Mas este mês, em uma carta, o diretor da Federação Sports for All, Ali Majd Ara, decidiu que a zumba não era um dos esportes aceitos. O problema era que fazer "movimentos rítmicos" ou "dançar" seria ilegal, segundo a carta.

"Considerando que atividades como a zumba, a execução de movimentos rítmicos e a dança sob qualquer forma ou título não têm credibilidade legal, solicito que o senhor emita um decreto para proibir tais movimentos", escreveu Ara em uma carta a uma autoridade de província, que foi publicada pela semioficial Agência de Notícias Estudantil Islâmica.
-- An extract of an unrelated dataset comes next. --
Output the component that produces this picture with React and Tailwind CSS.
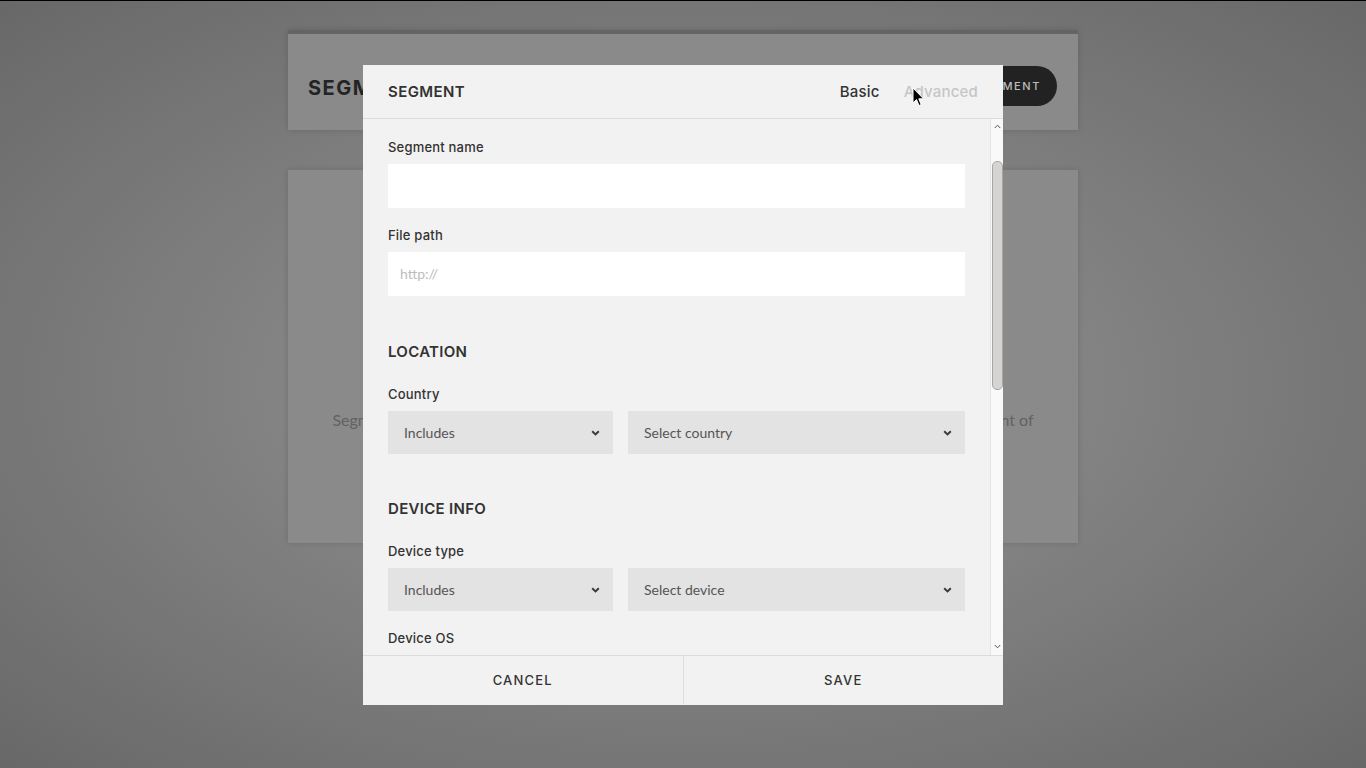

Devido à posição de Ara, a carta foi vista como o equivalente a uma proibição de alcance nacional.

"Do nada vem alguém e diz que isso ou aquilo não é permitido", diz Sepideh Heydari, 33, uma manicure que faz aulas de zumba há dois anos.

"Eu gosto porque é divertido. Eu fico feliz, e meu humor melhora quando eu danço", diz Heydari. "Provavelmente é por causa disso que eles não aprovam".

No caso de Nafisi, os clérigos do Irã não foram os únicos que estiveram contra ela. O departamento jurídico da Zumba Fitness, a empresa americana por trás do exercício da moda, também teria sido um obstáculo, pois segundo Nafisi ela teria cancelado sua licença de instrutora no ano passado quando ela escreveu em uma página do Facebook relacionada com a empresa que ela trabalhava no Irã.

Algumas empresas americanas interpretam as sanções contra o Irã de forma rígida, e Nafisi recebeu uma carta dizendo que ela só teria sua licença de instrutora de volta se ela se mudasse para outro país. A empresa lhe devolveu parte das taxas que ela havia pago pelo treinamento em Dubai.

"A zumba é ilegal no Irã por causa das sanções", teriam dito a Nafisi. "Eu perguntei a eles: e o Irã jogando futebol com a equipe americana? Mas eles nunca me responderam".

Nafisi afirma que ela continuará dando suas aulas de zumba em Teerã de qualquer forma, independentemente do que digam os clérigos ou os advogados.

"Eu tenho 40 alunos, e eles querem se exercitar", ela disse. "Vou simplesmente mudar o nome da aula".